No one can begin to argue with the success of Bill Rasmussen or ESPN but some of the ideas that are televised are either a test of the limits of super-fandom or are a joke in the back offices in Bristol, i.e. “Hey, let’s try to think up something completely idiotic and see how many people will respond” (the ability for someone to “voice” their opinion by voting on their computer only adds to the jocularity at ESPN). Â
And so was born the “Question of the Day.”  Example: Which do you think is most likely: a) MJ really wears Hanes, b) Tiger really drives a Buick, c) Shaq really uses Icy Hot or d) Peter Griffin really eats at Subway? Vote online and we’ll have the answer for you by the end of SportsCenter (because there’s no other reason to watch the rest of the show since if something significant happened, you already know the outcome).
Each year, the staff comes up with whackier promotions/contests.  The answer to the trivia question, “What are the only two days of the year that none of the top four professional leagues (NFL, NBA, NHL and MLB) play a game?” is, I believe, the day before and the day after baseball’s All-Star Game. MLB is off during the days surrounding the All-Star Game, the NFL has yet to start and the NBA and NHL have recently completed their Finals (give them time, though - either of the last two will soon have their Finals stretch to where it’s competing against “Home Run Derby”). Something needs to be televised and, although there will undoubtedly be some lawsuit, accusation of wrongdoing, etc. during that time, ESPN needs something that’s on the calendar, something concrete (just in case everybody decides to behave).
This year’s burning hot question is “Where is Titletown, USA?” There were nearly 150 cities nominated, including New Lothrop, MI (somehow, Detroit and Ann Arbor made the group of finalists, depressing many of the New Lothropers), Woodstock, GA (I went to college in the late ’60s and if a Woodstock were going to be considered Titletown, it wouldn’t be the one in Georgia), Bemus Point, NY (once again, the citizens of BP take a back seat to those millions in NYC), Saint Paris, OH (if Cleveland, Cincinnati, Dayton and Toledo couldn’t make the cut, did the people of St.
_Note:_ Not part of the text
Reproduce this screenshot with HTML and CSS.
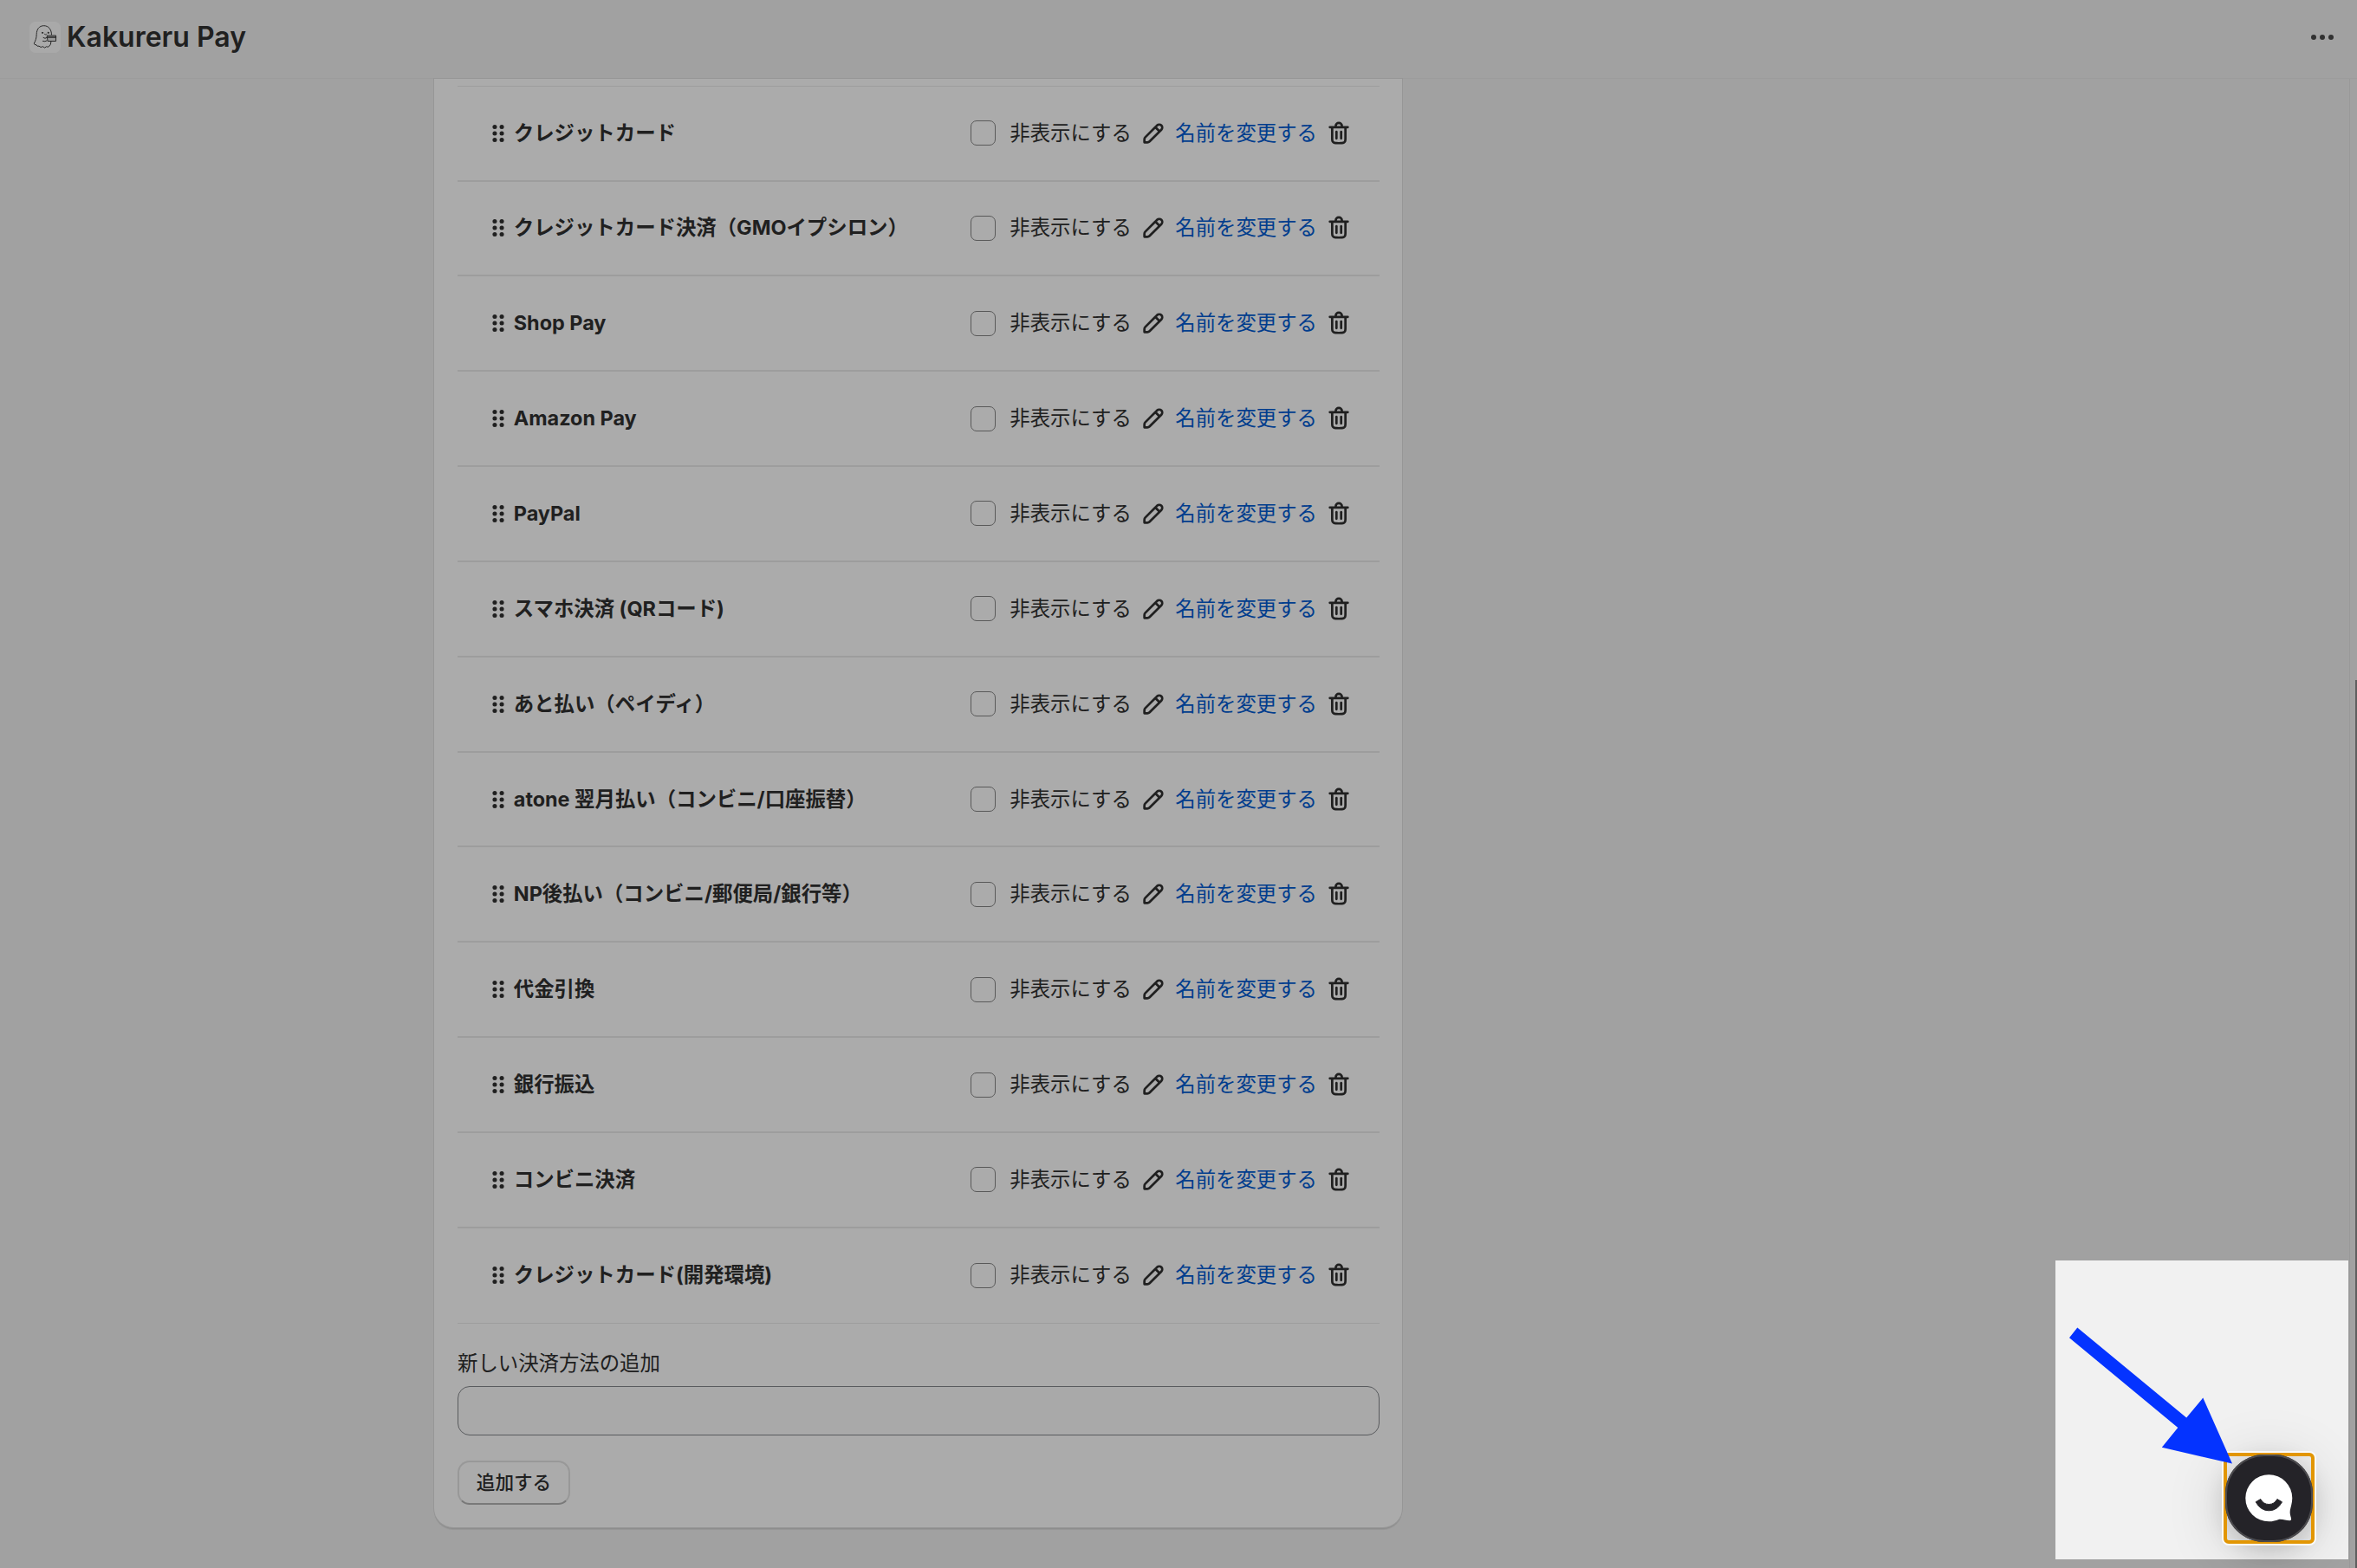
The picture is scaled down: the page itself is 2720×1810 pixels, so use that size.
FILE: index.html
```html
<!DOCTYPE html>
<html lang="ja">
<head>
<meta charset="utf-8">
<title>Kakureru Pay</title>
<link rel="stylesheet" href="styles.css">
</head>
<body>
<svg width="0" height="0" class="defs" aria-hidden="true">
  <symbol id="drag" viewBox="0 0 20 20">
    <circle cx="7.75" cy="5.8" r="1.4"/><circle cx="12.25" cy="5.8" r="1.4"/>
    <circle cx="7.75" cy="10" r="1.4"/><circle cx="12.25" cy="10" r="1.4"/>
    <circle cx="7.75" cy="14.2" r="1.4"/><circle cx="12.25" cy="14.2" r="1.4"/>
  </symbol>
  <symbol id="edit" viewBox="0 0 20 20">
    <path fill-rule="evenodd" d="M15.655 4.344a2.695 2.695 0 0 0-3.81 0l-.599.599-.009-.009-1.06 1.06.008.01-5.88 5.88a2.75 2.75 0 0 0-.805 1.944v1.922a.75.75 0 0 0 .75.75h1.922a2.75 2.75 0 0 0 1.944-.806l7.54-7.539a2.695 2.695 0 0 0 0-3.81Zm-4.409 2.72-5.88 5.88a1.25 1.25 0 0 0-.366.884v1.172h1.172c.331 0 .65-.132.883-.366l5.88-5.88-1.689-1.69Zm2.75.629.599-.599a1.195 1.195 0 1 0-1.69-1.689l-.598.599 1.69 1.689Z"/>
  </symbol>
  <symbol id="trash" viewBox="0 0 20 20">
    <path d="M11.5 8.25a.75.75 0 0 1 .75.75v4.25a.75.75 0 0 1-1.5 0v-4.25a.75.75 0 0 1 .75-.75Z"/>
    <path d="M9.25 9a.75.75 0 0 0-1.5 0v4.25a.75.75 0 0 0 1.5 0v-4.25Z"/>
    <path fill-rule="evenodd" d="M7.25 5.25a2.75 2.75 0 0 1 5.5 0h3a.75.75 0 0 1 0 1.5h-.75v5.45c0 1.68 0 2.52-.327 3.162a3 3 0 0 1-1.311 1.311c-.642.327-1.482.327-3.162.327h-.4c-1.68 0-2.52 0-3.162-.327a3 3 0 0 1-1.311-1.311c-.327-.642-.327-1.482-.327-3.162v-5.45h-.75a.75.75 0 0 1 0-1.5h3Zm1.5 0a1.25 1.25 0 1 1 2.5 0h-2.5Zm-2.25 1.5h7v5.45c0 .865-.001 1.423-.036 1.848-.033.408-.09.559-.128.633a1.5 1.5 0 0 1-.655.655c-.074.038-.225.095-.633.128-.425.035-.983.036-1.848.036h-.4c-.865 0-1.423-.001-1.848-.036-.408-.033-.559-.09-.633-.128a1.5 1.5 0 0 1-.656-.655c-.037-.074-.094-.225-.127-.633-.035-.425-.036-.983-.036-1.848v-5.45Z"/>
  </symbol>
</svg>

<header class="topbar">
  <span class="app-icon">
    <svg viewBox="0 0 36 36" fill="none" stroke="#3c3c3c" stroke-width="1" stroke-linecap="round" stroke-linejoin="round">
      <path d="M25.5 15C25.5 9 22 4.700 16.700 4.700C11 4.700 8.300 9 8.200 14.500C8.100 19 7 22 5.300 25.200Q5.600 27 8 26.800Q8.800 29 11 28.200Q13 30.500 15.500 28.700Q17.500 31.500 19.500 28.800Q22 30 23 28Q24.700 27 24.900 23.300"/>
      <path d="M16 18.500Q18 20.300 20 18.500M15.500 22.500Q18 23.500 20 22"/>
      <path d="M20.500 16H30.500V22.500H21.500Z" fill="#e6e6e6"/>
      <path d="M21 18H30.500" stroke-width="1.500"/>
      <circle cx="15" cy="12.800" r=".6" fill="#3c3c3c"/><circle cx="21.700" cy="12.800" r=".6" fill="#3c3c3c"/>
      <path d="M17.500 14.500Q18.500 15.500 19.500 14.500"/>
    </svg>
  </span>
  <h1 class="title">Kakureru Pay</h1>
  <button class="more" aria-label="メニュー"><i></i><i></i><i></i></button>
</header>

<main class="page">
  <section class="card">
    <ul class="methods" id="methods"></ul>
    <form class="add">
      <label class="label" for="new-method">新しい決済方法の追加</label>
      <input class="field" id="new-method" type="text">
      <button class="button" type="button">追加する</button>
    </form>
  </section>
</main>

<div class="thumb"></div>
<button class="chat" aria-label="チャット">
  <svg class="face" viewBox="0 0 101 101">
    <path fill="#fff" d="M50.300 23.300A27 27 0 0 0 50.300 77.300C55 77.300 58.500 76 61 75.200C65 74 69.500 76.300 74.500 76.300C76 76.300 76.300 75 76 73.500C75 70 74.300 67.500 74.800 64.500C75.300 61 77.300 56.500 77.300 50.300A27 27 0 0 0 50.300 23.300Z"/>
    <path fill="#242328" stroke="#242328" stroke-width="1" stroke-linejoin="round" d="M40.700 51.500Q44 57.500 50.300 57.500Q56.600 57.500 59.900 51.500L65.500 54.800Q60 64.800 50.300 64.800Q40.700 64.800 35.200 54.800Z"/>
  </svg>
</button>
<div class="spotlight"></div>
<svg class="arrow" viewBox="0 0 190 160"><path fill="#0433ff" d="M9.300 .600L135.200 104.400L154.300 81.600L188 157.500L106.800 138.700L125.300 116L0 12.200Z"/></svg>

<script src="app.js"></script>
</body>
</html>
```
FILE: styles.css
```css
* { box-sizing: border-box; }

body {
  margin: 0;
  height: 1810px;
  position: relative;
  overflow: hidden;
  display: flex;
  flex-direction: column;
  background: #f1f1f1;
  color: #303030;
  font-family: Inter, "Noto Sans CJK JP", sans-serif;
  font-size: 23.4px;
  line-height: 36px;
}

button { font: inherit; color: inherit; padding: 0; border: 0; background: none; }

.defs { position: absolute; }

.topbar {
  flex: none;
  height: 91px;
  padding: 0 27px 5px 34px;
  display: flex;
  align-items: center;
  border-bottom: 1px solid #e9e9e9;
}

.app-icon {
  width: 36px;
  height: 36px;
  border-radius: 7px;
  background: #fdfdfd;
}

.app-icon svg { display: block; }

.title {
  margin: 0 auto 0 7px;
  font-size: 32px;
  line-height: 40px;
  font-weight: 600;
}

.more { display: flex; gap: 4px; }
.more i { width: 6px; height: 6px; border-radius: 50%; background: #4a4a4a; }

.page {
  flex: 1;
  width: 2712px;
  padding-left: 501px;
  border-right: 1px solid #e5e5e5;
}

.card {
  width: 1117px;
  height: 1672px;
  padding: 7.7px 26px 0 27px;
  background: #fff;
  border-radius: 0 0 22px 22px;
  box-shadow: 0 0 0 1px #e0e0e0, 0 2px 0 0 #d2d2d2, 0 3px 1px 0 #dedede;
}

.methods {
  margin: 0;
  padding: 0;
  list-style: none;
  border-top: 1px solid #ebebeb;
}

.method {
  height: 109.85px;
  padding: 0 28.8px;
  display: flex;
  align-items: center;
  border-bottom: 2px solid #ebebeb;
}

.method:last-child { border-bottom-width: 1px; }

.icon { width: 36px; height: 36px; flex: none; fill: #303030; }

.name { font-weight: 650; margin-right: auto; white-space: pre; }

.hide { display: flex; align-items: center; margin-right: 7.2px; }

.box {
  width: 29px;
  height: 29px;
  margin: 0 16px 0 0;
  appearance: none;
  border: 1px solid #858585;
  border-radius: 7px;
}

.rename { margin: 0 7.2px; color: #005bd3; }

.add {
  display: flex;
  flex-direction: column;
  align-items: flex-start;
  padding-top: 28.2px;
}

.label { height: 36px; }

.field {
  width: 100%;
  height: 57px;
  margin: 8px 0 29px;
  border: 1px solid #85888c;
  border-radius: 14px;
  background: #fdfdfd;
}

.button {
  width: 130px;
  height: 51px;
  border-radius: 14px;
  border: 2px solid #e3e3e3;
  border-bottom-color: #b5b5b5;
  background: #fff;
  font-size: 21.6px;
  font-weight: 500;
}

.thumb {
  position: absolute;
  right: 0;
  top: 785px;
  width: 2px;
  height: 1025px;
  background: #8c8c8c;
}

.chat {
  position: absolute;
  left: 2568px;
  top: 1679px;
  width: 101px;
  height: 101px;
  isolation: isolate;
}

.face {
  display: block;
  border-radius: 45px;
  background: #242328;
  box-shadow: inset 0 0 0 2px #4b4a4d;
}

/* Soft shadow, under the focus ring */
.chat::before {
  content: "";
  position: absolute;
  z-index: -2;
  inset: 0;
  border-radius: 45px;
  box-shadow: 0 10px 72px rgba(0, 0, 0, .16), 0 8px 28px rgba(0, 0, 0, .16);
}

/* Focus ring: orange line with a white halo, behind the round button */
.chat::after {
  content: "";
  position: absolute;
  z-index: -1;
  inset: -2px;
  border: 4px solid #e29603;
  border-radius: 6px;
  box-shadow: 0 0 0 2px #fafafa;
}

/* Dims everything outside its own rectangle */
.spotlight {
  position: absolute;
  left: 2372px;
  top: 1455px;
  width: 338px;
  height: 345px;
  box-shadow: 0 0 0 3000px rgba(0, 0, 0, .33);
  pointer-events: none;
}

.arrow {
  position: absolute;
  left: 2388px;
  top: 1532px;
  width: 190px;
  height: 160px;
}
```
FILE: app.js
```js
const names = [
  'クレジットカード',
  'クレジットカード決済（GMOイプシロン）',
  'Shop Pay',
  'Amazon Pay',
  'PayPal',
  'スマホ決済 (QRコード)',
  'あと払い（ペイディ）',
  'atone 翌月払い（コンビニ/口座振替）',
  'NP後払い（コンビニ/郵便局/銀行等）',
  '代金引換',
  '銀行振込',
  'コンビニ決済',
  'クレジットカード(開発環境)',
];

document.getElementById('methods').innerHTML = names.map((name) => `
  <li class="method">
    <svg class="icon"><use href="#drag"/></svg>
    <span class="name">${name}</span>
    <label class="hide"><input class="box" type="checkbox">非表示にする</label>
    <svg class="icon"><use href="#edit"/></svg>
    <a class="rename">名前を変更する</a>
    <svg class="icon"><use href="#trash"/></svg>
  </li>`).join('');
```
Paris really think they could sneak in?), Montezuma, KS (revenge factor?) and Watertown, SD (sorry, South Dakota, but if you want to be taken seriously as Titletown, the home of the Terry Redlin Art Center shouldn’t get the nod over Mt. Rushmore).Â
The finalists range from Williamsport, PA (the home of the Little League World Series), to Massillon, OH (for high school football) to college campus towns like Ann Arbor, MI and Columbus, OH (can’t have one without the other), Gainesville, FL and Knoxville, TN (representing the SEC - and don’t think Lexington, KY; Baton Rouge, LA and Tuscaloosa, AL aren’t a hootin’ and a hollerin’); Chapel Hill, NC (ACC rep), Lawrence, KS (reppin’ the Midwest), Palo Alto, CA (to prove there’s no East Coast bias); New York, Detroit, Boston, LA, SF, Chicago and Pittsburgh (the power cities), and not to be outdone by the “big boys and girls,” Valdosta, GA and Parkersburg, WV). Throw in Green Bay, WI because they need some love, what with all that Brett Favre thing going on and Louisville, KY for U of L and the ponies (further upsetting Lexington) and you have your twenty finalists.
How can any sane person even begin to argue which city on that list should be called Titletown, USA? That’s not the point. It gets people watching, even though that was probably the farthest thing from Bill Rasmussen’s mind when he conceived ESPN.  The lesson he learned was to take heed of Alexander Graham Bell’s advice:
“Sometimes we stare so long at a door that is closing that we see too late the one that is open.”